Here’s the tricky part. The original claim is true for odd functions $f$, since both integrals integrate to zero. Thus, only the even part of $f$ matters. We can then assume that $f$ is even, and hence $f’$ is odd.

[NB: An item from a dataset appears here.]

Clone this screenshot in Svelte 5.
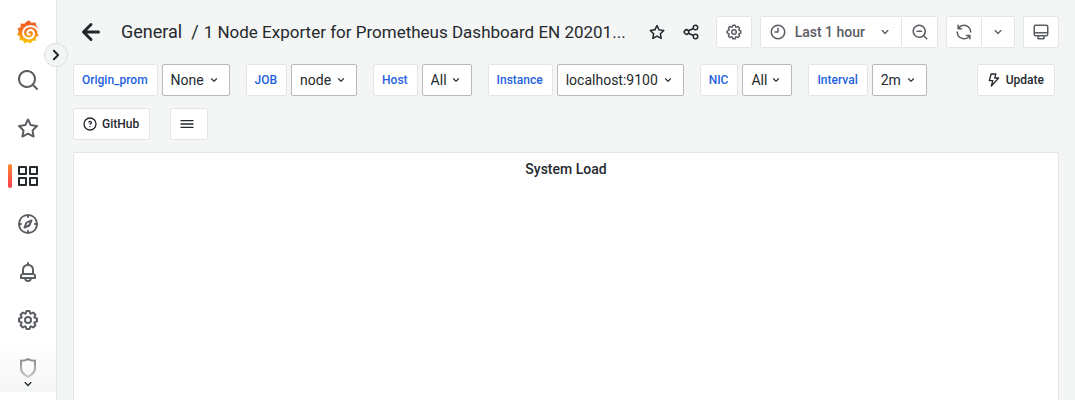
<script>
  const icons = {
    arrowLeft: 'M17,11H9.41l3.3-3.29a1,1,0,1,0-1.42-1.42l-5,5a1,1,0,0,0-.21.33,1,1,0,0,0,0,.76,1,1,0,0,0,.21.33l5,5a1,1,0,0,0,1.42,0,1,1,0,0,0,0-1.42L9.41,13H17a1,1,0,0,0,0-2Z',
    angleDown: 'M17,9.17a1,1,0,0,0-1.41,0L12,12.71,8.46,9.17a1,1,0,0,0-1.41,0,1,1,0,0,0,0,1.42l4.24,4.24a1,1,0,0,0,1.42,0L17,10.59A1,1,0,0,0,17,9.17Z',
    angleRight: 'M14.83,11.29,10.59,7.05a1,1,0,0,0-1.42,0,1,1,0,0,0,0,1.41L12.71,12,9.17,15.54a1,1,0,0,0,0,1.41,1,1,0,0,0,.71.29,1,1,0,0,0,.71-.29l4.24-4.24A1,1,0,0,0,14.83,11.29Z',
    search: 'M21.71,20.29,18,16.61A9,9,0,1,0,16.61,18l3.68,3.68a1,1,0,0,0,1.42,0A1,1,0,0,0,21.71,20.29ZM11,18a7,7,0,1,1,7-7A7,7,0,0,1,11,18Z',
    searchMinus: 'M21.71,20.29,18,16.61A9,9,0,1,0,16.61,18l3.68,3.68a1,1,0,0,0,1.42,0A1,1,0,0,0,21.71,20.29ZM11,18a7,7,0,1,1,7-7A7,7,0,0,1,11,18ZM14,10H8a1,1,0,0,0,0,2h6a1,1,0,0,0,0-2Z',
    star: 'M22,9.67A1,1,0,0,0,21.14,9l-5.69-.83L12.9,3a1,1,0,0,0-1.8,0L8.55,8.16,2.86,9a1,1,0,0,0-.81.68,1,1,0,0,0,.25,1l4.13,4-1,5.68A1,1,0,0,0,6.9,21.44L12,18.77l5.1,2.67a.93.93,0,0,0,.46.12,1,1,0,0,0,.59-.19,1,1,0,0,0,.4-1l-1-5.68,4.13-4A1,1,0,0,0,22,9.67Zm-6.15,4a1,1,0,0,0-.29.88l.72,4.2-3.76-2a1.06,1.06,0,0,0-.94,0l-3.76,2,.72-4.2a1,1,0,0,0-.29-.88l-3-3,4.21-.61a1,1,0,0,0,.76-.55L12,5.7l1.88,3.82a1,1,0,0,0,.76.55l4.21.61Z',
    apps: 'M10,13H3a1,1,0,0,0-1,1v7a1,1,0,0,0,1,1h7a1,1,0,0,0,1-1V14A1,1,0,0,0,10,13ZM9,20H4V15H9ZM21,2H14a1,1,0,0,0-1,1v7a1,1,0,0,0,1,1h7a1,1,0,0,0,1-1V3A1,1,0,0,0,21,2ZM20,9H15V4h5Zm1,4H14a1,1,0,0,0-1,1v7a1,1,0,0,0,1,1h7a1,1,0,0,0,1-1V14A1,1,0,0,0,21,13Zm-1,7H15V15h5ZM10,2H3A1,1,0,0,0,2,3v7a1,1,0,0,0,1,1h7a1,1,0,0,0,1-1V3A1,1,0,0,0,10,2ZM9,9H4V4H9Z',
    compass: 'M12,2A10,10,0,1,0,22,12,10,10,0,0,0,12,2ZM13,19.93V19a1,1,0,0,0-2,0v.93A8,8,0,0,1,4.07,13H5a1,1,0,0,0,0-2H4.07A8,8,0,0,1,11,4.07V5a1,1,0,0,0,2,0V4.07A8,8,0,0,1,19.93,11H19a1,1,0,0,0,0,2h.93A8,8,0,0,1,13,19.93ZM15.14,7.55l-5,2.12a1,1,0,0,0-.52.52l-2.12,5a1,1,0,0,0,.21,1.1,1,1,0,0,0,.7.3.93.93,0,0,0,.4-.09l5-2.12a1,1,0,0,0,.52-.52l2.12-5a1,1,0,0,0-1.31-1.31ZM12.49,12.49,10.28,13.43l.94-2.21,2.21-.94Z',
    bell: 'M18,13.18V10a6,6,0,0,0-5-5.91V3a1,1,0,0,0-2,0V4.09A6,6,0,0,0,6,10v3.18A3,3,0,0,0,4,16v2a1,1,0,0,0,1,1H8.14a4,4,0,0,0,7.72,0H19a1,1,0,0,0,1-1V16A3,3,0,0,0,18,13.18ZM8,10a4,4,0,0,1,8,0v3H8Zm4,10a2,2,0,0,1-1.72-1h3.44A2,2,0,0,1,12,20Zm6-3H6V16a1,1,0,0,1,1-1H17a1,1,0,0,1,1,1Z',
    cog: 'M21.32,9.55l-1.89-.63.89-1.78A1,1,0,0,0,20.13,6L18,3.87a1,1,0,0,0-1.15-.19l-1.78.89-.63-1.89A1,1,0,0,0,13.5,2h-3a1,1,0,0,0-.95.68L8.92,4.57,7.14,3.68A1,1,0,0,0,6,3.87L3.87,6a1,1,0,0,0-.19,1.15l.89,1.78-1.89.63A1,1,0,0,0,2,10.5v3a1,1,0,0,0,.68.95l1.89.63-.89,1.78A1,1,0,0,0,3.87,18L6,20.13a1,1,0,0,0,1.15.19l1.78-.89.63,1.89a1,1,0,0,0,.95.68h3a1,1,0,0,0,.95-.68l.63-1.89,1.78.89A1,1,0,0,0,18,20.13L20.13,18a1,1,0,0,0,.19-1.15l-.89-1.78,1.89-.63A1,1,0,0,0,22,13.5v-3A1,1,0,0,0,21.32,9.55ZM20,12.78l-1.2.4A2,2,0,0,0,17.64,16l.57,1.14-1.1,1.1L16,17.64a2,2,0,0,0-2.79,1.16l-.4,1.2H11.22l-.4-1.2A2,2,0,0,0,8,17.64l-1.14.57-1.1-1.1L6.36,16A2,2,0,0,0,5.2,13.18L4,12.78V11.22l1.2-.4A2,2,0,0,0,6.36,8L5.79,6.89l1.1-1.1L8,6.36A2,2,0,0,0,10.82,5.2l.4-1.2h1.56l.4,1.2A2,2,0,0,0,16,6.36l1.14-.57,1.1,1.1L17.64,8a2,2,0,0,0,1.16,2.79l1.2.4ZM12,8a4,4,0,1,0,4,4A4,4,0,0,0,12,8Zm0,6a2,2,0,1,1,2-2A2,2,0,0,1,12,14Z',
    shield: 'M19.63,3.65a1,1,0,0,0-.84-.2,8,8,0,0,1-6.22-1.27,1,1,0,0,0-1.14,0A8,8,0,0,1,5.21,3.45a1,1,0,0,0-.84.2A1,1,0,0,0,4,4.43v7.45a9,9,0,0,0,3.77,7.33l3.65,2.6a1,1,0,0,0,1.16,0l3.65-2.6A9,9,0,0,0,20,11.88V4.43A1,1,0,0,0,19.63,3.65ZM18,11.88a7,7,0,0,1-2.93,5.7L12,19.77,8.93,17.58A7,7,0,0,1,6,11.88V5.58a10,10,0,0,0,6-1.39,10,10,0,0,0,6,1.39Z',
    share: 'M18,14a4,4,0,0,0-3.08,1.48l-5.1-2.35a3.64,3.64,0,0,0,0-2.26l5.1-2.35A4,4,0,1,0,14,6a4.17,4.17,0,0,0,.07.71L8.79,9.14a4,4,0,1,0,0,5.72l5.28,2.43A4.17,4.17,0,0,0,14,18a4,4,0,1,0,4-4ZM18,4a2,2,0,1,1-2,2A2,2,0,0,1,18,4ZM6,14a2,2,0,1,1,2-2A2,2,0,0,1,6,14Zm12,6a2,2,0,1,1,2-2A2,2,0,0,1,18,20Z',
    clock: 'M12,2A10,10,0,1,0,22,12,10,10,0,0,0,12,2Zm0,18a8,8,0,1,1,8-8A8,8,0,0,1,12,20ZM12,6a1,1,0,0,0-1,1v4H8a1,1,0,0,0,0,2h4a1,1,0,0,0,1-1V7A1,1,0,0,0,12,6Z',
    sync: 'M19.91,15.51H15.38a1,1,0,0,0,0,2h2.4A8,8,0,0,1,4,12a1,1,0,0,0-2,0,10,10,0,0,0,16.88,7.23V21a1,1,0,0,0,2,0V16.5A1,1,0,0,0,19.91,15.51ZM12,2A10,10,0,0,0,5.12,4.77V3a1,1,0,0,0-2,0V7.5a1,1,0,0,0,1,1h4.5a1,1,0,0,0,0-2H6.22A8,8,0,0,1,20,12a1,1,0,0,0,2,0A10,10,0,0,0,12,2Z',
    monitor: 'M19,2H5A3,3,0,0,0,2,5V15a3,3,0,0,0,3,3H7.64l-.58,1a2,2,0,0,0,0,2,2,2,0,0,0,1.75,1h6.46A2,2,0,0,0,17,21a2,2,0,0,0,0-2l-.59-1H19a3,3,0,0,0,3-3V5A3,3,0,0,0,19,2ZM8.77,20,10,18H14l1.2,2ZM20,15a1,1,0,0,1-1,1H5a1,1,0,0,1-1-1V14H20Zm0-3H4V5A1,1,0,0,1,5,4H19a1,1,0,0,1,1,1Z',
    bolt: 'M19.87,8.6A1,1,0,0,0,19,8H14.42l1.27-4.74a1,1,0,0,0-.17-.87A1,1,0,0,0,14.72,2h-7a1,1,0,0,0-1,.74l-2.68,10a1,1,0,0,0,.17.87,1,1,0,0,0,.8.39H8.89L7.08,20.74a1,1,0,0,0,1.71.93L19.7,9.6A1,1,0,0,0,19.87,8.6ZM10,17.36l1.16-4.1a1,1,0,0,0-.17-.87,1,1,0,0,0-.8-.39H6.35L8.49,4h4.92L12.15,8.74a1,1,0,0,0,1,1.26h3.57Z',
    question: 'M11.29,15.29a1.58,1.58,0,0,0-.12.15.76.76,0,0,0-.09.18.64.64,0,0,0-.06.18,1.36,1.36,0,0,0,0,.2.84.84,0,0,0,.08.38.9.9,0,0,0,.54.54.94.94,0,0,0,.76,0,.9.9,0,0,0,.54-.54A1,1,0,0,0,13,16a1,1,0,0,0-.29-.71A1,1,0,0,0,11.29,15.29ZM12,2A10,10,0,1,0,22,12,10,10,0,0,0,12,2Zm0,18a8,8,0,1,1,8-8A8,8,0,0,1,12,20ZM12,7A3,3,0,0,0,9.4,8.5a1,1,0,1,0,1.73,1A1,1,0,0,1,12,9a1,1,0,0,1,0,2,1,1,0,1,0,0,2,3,3,0,0,0,0-6Z',
    bars: 'M3,8H21a1,1,0,0,0,0-2H3A1,1,0,0,0,3,8Zm18,8H3a1,1,0,0,0,0,2H21a1,1,0,0,0,0-2Zm0-5H3a1,1,0,0,0,0,2H21a1,1,0,0,0,0-2Z'
  };

  const nav = [
    { icon: 'search', label: 'Search' },
    { icon: 'star', label: 'Starred' },
    { icon: 'apps', label: 'Dashboards', active: true },
    { icon: 'compass', label: 'Explore' },
    { icon: 'bell', label: 'Alerting' },
    { icon: 'cog', label: 'Configuration' },
    { icon: 'shield', label: 'Server admin' }
  ];

  const variables = [
    { name: 'Origin_prom', value: 'None' },
    { name: 'JOB', value: 'node' },
    { name: 'Host', value: 'All' },
    { name: 'Instance', value: 'localhost:9100' },
    { name: 'NIC', value: 'All' },
    { name: 'Interval', value: '2m' }
  ];
</script>

{#snippet icon(name, size)}
  <svg width={size} height={size} viewBox="0 0 24 24" fill="currentColor" aria-hidden="true">
    <path d={icons[name]} />
  </svg>
{/snippet}

<div class="app">
  <nav class="sidebar" aria-label="Main">
    <a class="item" href="#home" aria-label="Home">
      <svg width="24" height="24" viewBox="0 0 24 24" aria-hidden="true">
        <defs>
          <linearGradient id="flame" x1="0" y1="0" x2="0" y2="1">
            <stop offset="0" stop-color="#f05a28" />
            <stop offset="0.4" stop-color="#f5701f" />
            <stop offset="1" stop-color="#fbca0a" />
          </linearGradient>
        </defs>
        <path fill="url(#flame)" d="M12.8 .2 15.4 2.7Q17 2.3 19.5 2.6L20.3 5.4Q23 8.3 23.2 11.6L21 12.6 22.8 15.6 19.9 17.6 19.7 20.8 16.5 20.8 14.6 23.4 11.7 21.9 8.2 23.4 7 20.6 3.6 20.2 4 16.8 1.1 14.6 2.8 11.8 1.5 8.5 4.5 7.3 4.8 3.6 8.4 3.8Q9.6 2.1 12.8 .2Z" />
        <path fill="none" stroke="#fff" stroke-width="2" stroke-linecap="round" d="M22.5 11.5C20.8 7.5 17.4 5.8 13.6 6.2C9.3 6.7 7 9.7 7.1 13C7.2 16.4 9.9 18.5 12.9 18.4C16 18.3 18 16.2 17.9 13.7C17.8 11.4 16.2 10.1 14.3 10.1C12.4 10.2 11.4 11.5 11.5 12.8C11.6 14 12.5 14.7 13.7 14.5" />
      </svg>
    </a>
    {#each nav as entry}
      <a class="item" class:active={entry.active} href="#{entry.icon}" aria-label={entry.label} aria-current={entry.active ? 'page' : undefined}>
        {@render icon(entry.icon, 24)}
      </a>
    {/each}
    <div class="more">{@render icon('angleDown', 16)}</div>
    <button class="expand" aria-label="Expand sidebar">{@render icon('angleRight', 24)}</button>
  </nav>

  <main>
    <header>
      <button class="plain back" aria-label="Go back">{@render icon('arrowLeft', 36)}</button>
      <h1><a href="#general">General</a><span class="slash">/</span><a class="name" href="#dashboard">1 Node Exporter for Prometheus Dashboard EN 20201...</a></h1>
      <div class="marks">
        <button class="plain" aria-label="Mark as favorite">{@render icon('star', 18)}</button>
        <button class="plain" aria-label="Share dashboard">{@render icon('share', 18)}</button>
      </div>
      <div class="tools">
        <button class="box square" aria-label="Dashboard settings">{@render icon('cog', 18)}</button>
        <div class="group">
          <button class="box time">{@render icon('clock', 18)}<span>Last 1 hour</span>{@render icon('angleDown', 16)}</button>
          <button class="box square" aria-label="Zoom out time range">{@render icon('searchMinus', 18)}</button>
        </div>
        <div class="group">
          <button class="box square" aria-label="Refresh dashboard">{@render icon('sync', 18)}</button>
          <button class="box narrow" aria-label="Auto refresh interval">{@render icon('angleDown', 16)}</button>
        </div>
        <button class="box square" aria-label="Cycle view mode">{@render icon('monitor', 18)}</button>
      </div>
    </header>

    <div class="submenu">
      {#each variables as variable}
        <div class="variable">
          <label for="var-{variable.name}">{variable.name}</label>
          <div class="picker">
            <select id="var-{variable.name}">
              <option>{variable.value}</option>
            </select>
            {@render icon('angleDown', 14)}
          </div>
        </div>
      {/each}
      <a class="box link update" href="#update">{@render icon('bolt', 16)}<span>Update</span></a>
      <a class="box link" href="#github">{@render icon('question', 16)}<span>GitHub</span></a>
      <button class="box menu" aria-label="Dashboard links">{@render icon('bars', 16)}</button>
    </div>

    <section class="panel">
      <h2>System Load</h2>
    </section>
  </main>
</div>

<style>
  :global(body) {
    margin: 0;
    background: #f4f5f5;
  }

  .app {
    display: flex;
    height: 100vh;
    overflow: hidden;
    font-family: Roboto, 'Liberation Sans', sans-serif;
    font-size: 14px;
    line-height: 22px;
    color: #24292e;
  }

  svg {
    display: block;
    flex: none;
  }

  a {
    color: inherit;
    text-decoration: none;
  }

  button,
  select {
    font: inherit;
    color: inherit;
    margin: 0;
    cursor: pointer;
  }

  .sidebar {
    position: relative;
    z-index: 1;
    flex: none;
    display: flex;
    flex-direction: column;
    box-sizing: border-box;
    width: 57px;
    padding-top: 8px;
    background: #fff;
    border-right: 1px solid #e4e5e6;
  }

  .item {
    position: relative;
    flex: none;
    display: flex;
    align-items: center;
    justify-content: center;
    height: 48px;
    color: #5a5d62;
  }

  .item.active {
    color: #24292e;
  }

  .item.active::before {
    content: '';
    position: absolute;
    left: 8px;
    top: 12px;
    bottom: 12px;
    width: 4px;
    border-radius: 2px;
    background: linear-gradient(#ff8833, #f53e4c);
  }

  .more {
    position: absolute;
    left: 0;
    right: 0;
    bottom: 8px;
    display: flex;
    align-items: flex-end;
    justify-content: center;
    height: 48px;
    background: linear-gradient(transparent, #f4f5f5);
  }

  .expand {
    position: absolute;
    top: 43px;
    right: -12px;
    display: flex;
    align-items: center;
    justify-content: center;
    width: 24px;
    height: 24px;
    padding: 0;
    border: 1px solid #dcddde;
    border-radius: 50%;
    background: #f4f5f5;
  }

  main {
    flex: 1;
    min-width: 0;
    display: flex;
    flex-direction: column;
    padding: 16px 16px 0;
  }

  header {
    display: flex;
    align-items: center;
    height: 32px;
  }

  .plain {
    display: flex;
    padding: 0;
    border: 0;
    background: none;
  }

  .back {
    margin-right: 12px;
  }

  h1 {
    flex: 1;
    min-width: 0;
    margin: 0;
    font-size: 18px;
    font-weight: 400;
    overflow: hidden;
    white-space: nowrap;
    text-overflow: ellipsis;
  }

  .slash {
    margin: 0 5px 0 9px;
  }

  .name {
    font-size: 17px;
  }

  .marks {
    display: flex;
    gap: 16px;
    padding: 0 16px;
  }

  .tools {
    display: flex;
    gap: 8px;
    color: #5a5d62;
  }

  .group {
    display: flex;
  }

  .group .box + .box {
    border-left: 0;
  }

  .box {
    display: flex;
    align-items: center;
    justify-content: center;
    box-sizing: border-box;
    height: 32px;
    padding: 0 8px;
    border: 1px solid #e4e5e6;
    border-radius: 2px;
    background: #fff;
    font-weight: 500;
  }

  .square {
    width: 36px;
  }

  .narrow {
    width: 33px;
  }

  .time span {
    margin: 0 12px 0 8px;
  }

  .submenu {
    display: flex;
    flex-wrap: wrap;
    gap: 12px 16px;
    padding: 16px 4px 12px 0;
  }

  .variable {
    display: flex;
    gap: 4px;
  }

  label {
    box-sizing: border-box;
    height: 32px;
    padding: 0 9px 0 8px;
    border: 1px solid #e4e5e6;
    border-radius: 2px;
    background: #fff;
    color: #1f62e0;
    font-size: 12px;
    font-weight: 500;
    line-height: 30px;
  }

  .picker {
    display: grid;
    align-items: center;
  }

  .picker select,
  .picker :global(svg) {
    grid-area: 1 / 1;
  }

  .picker :global(svg) {
    justify-self: end;
    margin-right: 9px;
    pointer-events: none;
  }

  select {
    appearance: none;
    box-sizing: border-box;
    height: 32px;
    padding: 0 24px 0 8px;
    border: 1px solid #b9babb;
    border-radius: 2px;
    background: #fff;
  }

  .link {
    gap: 4px;
    padding-right: 10px;
    font-size: 12px;
  }

  .update {
    margin-left: auto;
  }

  .menu {
    width: 38px;
    margin-left: 4px;
    padding: 0 12px 0 8px;
  }

  .panel {
    flex: 1;
    border: 1px solid #e4e5e6;
    border-bottom: 0;
    border-radius: 2px 2px 0 0;
    background: #fff;
  }

  h2 {
    margin: 0;
    padding: 5px 8px;
    font-size: 14px;
    font-weight: 500;
    text-align: center;
  }
</style>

Moving a minus sign out from the argument of $f’$ in the above integral and we get $F'(a)=-F'(a)$. This means that $F'(a)=0$ for all $a$ after appealing to the continuity of $F'(a)$. Hence $F(a)=F(0)$ is constant and
$$F(1)=\int_{-\infty}^\infty f\left(x-\frac{1}{x} \right)dx = \int_{-\infty}^\infty f\left(x\right)dx=F(0).$$
Approximate any $f$ with a $C_c^\infty$ function supported away from the origin, and the original claim holds.

Reference:

Glaisher 1876 On a formula of Cauchy’s for the evaluation of a class of definite integrals, Proc. Camb. Phil. Soc. III, p. 5-12

This has the original reference to Cauchy, and an added solution by Cayley using a very original change of variable, “weirder” than those used in previous answers.